Il Sinodo per le Chiese del Medio Oriente, dal 10 al 24 ottobre in Vaticano, affronterà la situazione di 5 milioni e 700 mila cattolici su circa 20 milioni di cristiani presenti oggi sui 356 milioni di abitanti che popolano l’area dall’Egitto alla Turchia. Con una crescita negli ultimi anni soprattutto nei Paesi del Golfo, dove vivono oggi circa 3,5 milioni di cristiani (fra i quali 2,4 milioni di cattolici). Il loro aumento, ha spiegato mons. Eterović, rende sostanzialmente «stabile» il numero dei cristiani nell’area, considerata l’emigrazione da Israele e Territori palestinesi, Libano, Iraq, Egitto.

L’arcivescovo croato ha spiegato come si tratti di un Sinodo davvero «speciale» per partecipazione, durata e preparazione da quelli che lo hanno preceduto. Ai 185 Padri sinodali, dei quali fanno parte 101 ordinari delle circoscrizioni ecclesiastiche dell’area, 23 della diaspora, 19 vescovi dal Nord Africa e dall’Africa dell’Est, si aggiungeranno anche 14 capi dicastero della Curia e delegati fraterni di 13 Chiese cristiane presenti in Medio Oriente, 36 esperti e 34 uditori.
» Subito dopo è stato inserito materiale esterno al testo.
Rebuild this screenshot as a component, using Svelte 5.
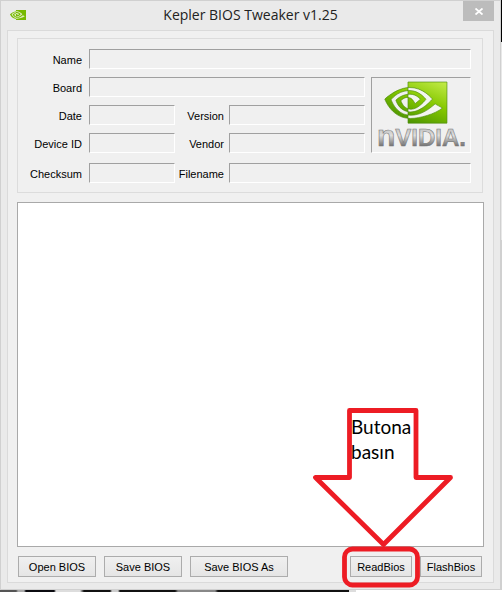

L’arabo sarà una delle quattro lingue ufficiali e per la prima volta, in omaggio alla comunità di fedeli di espressione ebraica, sarà disponibile sul sito di Radio Vaticana una sezione in ebraico dedicata al Sinodo. «Durerà anche meno degli altri, 14 giorni invece delle usuali tre settimane – ha aggiunto – a causa della complessa situazione sul campo e per non sottrarre troppo a lungo i vescovi alle diocesi».

L’arcivescovo ha ribadito come gli obiettivi primari del Sinodo siano quelli di rafforzare la comunione fra le Chiese cattoliche orientali e l’identità cristiana dei fedeli mediorientali. «Anche di fronte alle difficoltà – ha scandito mons. Eterović – i cristiani hanno un ruolo specifico da portare, proprio in merito alla pace, alla riconciliazione, alla giustizia, e al perdono. E la soluzione dei conflitti in corso anche con l’aiuto dei governi occidentali non farà che favorire la loro presenza e il loro ruolo sociale».

In merito all’ipotesi dibattuta in questi giorni in Israele sull’introduzione di un giuramento di fedeltà allo Stato di Israele «anche come stato ebraico», il presule ha infine sottolineato come la Santa Sede resti contraria all’istituzione di «religioni di Stato» all’interno delle leggi nazionali. Di qualsiasi Paese si tratti.